A great journal does not necessarily make a great book. This simple truth, one that countless bloggers will inevitably, obstinately transgress, has already been proven time and time again in literary history. The reason publishers keep trying to transition personal records to paperbacks, besides the fact that the content is already written, is probably that the end result sometimes succeeds dramatically. Birding Babylon: A Soldier’s Journal from Iraq by Jonathan Trouern-Trend is such a success.
The story behind Birding Babylon is fairly well-known in birding circles. Sergeant First Class Jon Trouern-Trend, a National Guardsman from Connecticut and lifelong naturalist, was deployed to Iraq in 2004. What followed was an impressive, not to mention historically important period of Iraqi avifauna observation that Mr. Trend chronicled in his Birding Babylon blog. In May 2006, Sierra Club Books compiled a slim volume of the highlights of this adventure.
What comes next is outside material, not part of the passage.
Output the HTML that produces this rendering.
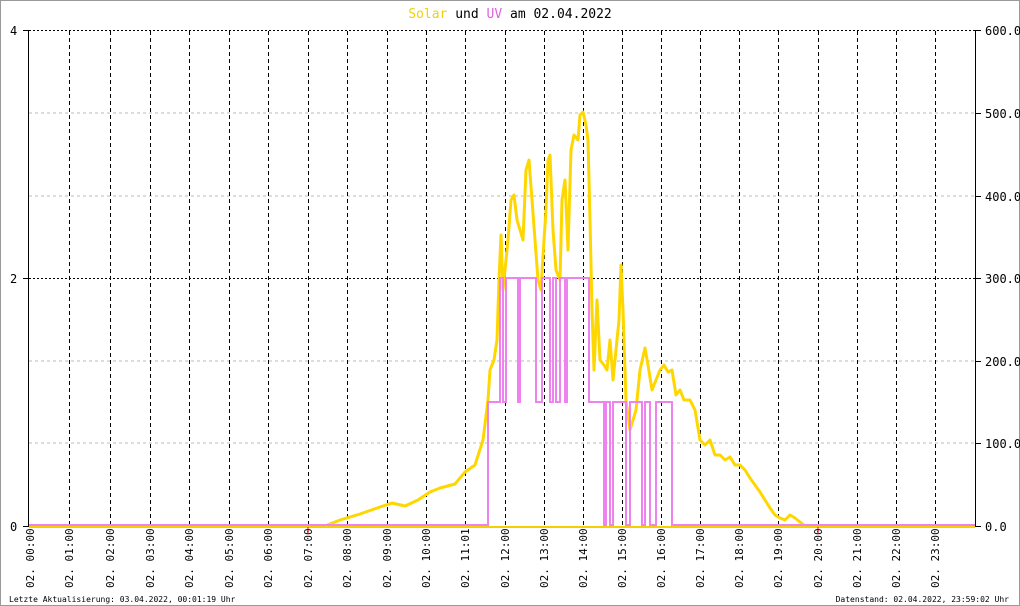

The brilliance of Birding Babylon lies in its casual blend of the magical and the mundane. Even the title, referencing the ancient majesty of Mesopotamia instead of the calamitous current war-torn regime, evokes a timelessness that transcends human struggle and strife. Trend’s obligations as a soldier might have placed him in daily peril, but as an observer of the natural history of this region, he adopted a steady, decidedly apolitical tone. Apart from descriptions of his ongoing duties and a reference to Saddam Hussein’s most atrocious environmental transgression, the draining of the Southern Marshes, Trend’s narration ignores the raging war, focusing instead on the Iraq’s overlooked birds and animals.
Many of the birds Trend encountered, species like barn swallows, house sparrows, and black-crowned night-herons, are familiar to most Western readers. He also describes various crows, pigeons, gulls, terns, and kingfishers, but these aren’t the same species found on American or even many European lands. Babylon boasts plenty of brilliant bird species, including hoopoes, babblers, and bee-eaters, and Trend saw a bunch of them during his regular excursions on base, in Baghdad, and to other sites between the Tigris and Euphrates Rivers. He also spotted, as any attentive naturalist would, various jackals, foxes, hedgehogs, and other cool critters during his travels. Trend evinces a strong interest in every life form that crosses his path, much to the reader’s benefit.
Trend’s crisp, cogent chronicle comes in a neat little package. Hats off to Sierra Club Books not just for publishing this book but for implementing such a novel design. The volume is small and elegant, adorned with delightful woodcut illustrations of Iraqi species. The publisher certainly made the most of what it had.
The one problem I had with Birding Babylon is that there wasn’t much to this book. There’s only 58 pages of generously formatted text for the reader to enjoy. Furthermore, while the woodcuts provide an admirable aesthetic, some might prefer more detailed illustrations or photographs of the region’s unusual avians. But more might not be better. One has the sense that this story is slim by design. It was certainly enjoyable, and not just because of the exotic setting and clean writing. Jon Trend’s unflappable attitude amidst such unmitigated chaos (he even conducted his own Christmas Bird Count!) really distinguishes Birding Babylon from hordes of other mostly indistinguishable nature journals. He captures, in just enough pages, the ephemeral yet eternal nature of nature, illustrating by example how important it is to see the place beyond the people, even if that place and people are embroiled in tragic violence. I recommend this book to anyone with an interest in natural history and a couple of hours available to appreciate it.
I read this little book, on a beach in Greece. Was surprised how much Western Palearctic that area is, I expected more easterly species. Later, I passed the book on to a retired US Army guy.